For a local shell command that prints one line per second, on_delta should emit
one or more shell-output-delta updates before tool-call-completed, or the SDK
documentation should clarify that shell stdout is not streamed for local Python
SDK agents.

Observed

With cursor-sdk==0.1.5, a command like:

python -c "import time; [print('ack %d' % i, flush=True) or time.sleep(1.0) for i in range(1, 6)]"
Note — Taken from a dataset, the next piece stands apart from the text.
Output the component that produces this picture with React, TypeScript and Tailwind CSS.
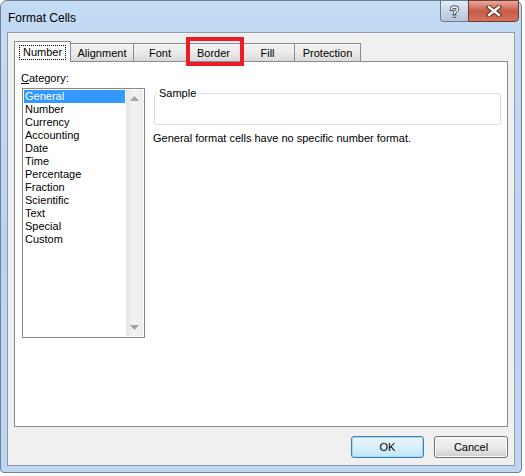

produces a tool-call-completed update with:

{
  "stdout": "ack 1\nack 2\nack 3\nack 4\nack 5\n"
}

but no shell-output-delta update is observed during execution.

Operating System

Linux

Version Information

cursor-sdk==0.1.5

Additional Information

Representative Output

A failing run looks like:

{
  "cursor_sdk_version": "0.1.5",
  "saw_shell_output_delta": false,
  "saw_shell_tool_start": true,
  "saw_shell_tool_completed": true,
  "completed_shell_stdout": "ack 1\nack 2\nack 3\nack 4\nack 5\n",
  "delta_types": [
    "thinking-delta",
    "token-delta",
    "tool-call-started",
    "tool-call-completed",
    "text-delta"
  ]
}

The exact thinking/text chunks vary by model. The important signal is that the
completed shell tool result contains the expected stdout, while
saw_shell_output_delta remains false.

Questions

Is ShellOutputDeltaUpdate(type="shell-output-delta") expected to be emitted for
local Python SDK shell tool stdout?

If yes, this appears to be a local SDK streaming bug: stdout is returned only in
the completed tool result, not as live shell-output deltas.

If no, what is the recommended pattern for a streaming UI to render long-running
shell output before the command exits?

Does this stop you from using Cursor

Sometimes - I can sometimes use Cursor

Hi Shurui! First of all, I’ve been seeing the effort you put into identifying and reporting these SDK bugs. You have close to a 100% hit rate with clear diagnostics and repro scripts, and I really appreciate the clarity.

This is a confirmed gap. The ShellOutputDeltaUpdate type exists in both the TypeScript and Python SDK type systems, and the conversion logic is in place, but for model-initiated shell tool calls (the standard path when the LLM runs a shell command), incremental output events are currently filtered out before reaching on_delta. Only the final stdout appears in the tool-call-completed update.

There’s no workaround right now for streaming shell output before the command exits via the on_delta callback. I’ve filed this with our SDK team and we’ll be tracking this thread.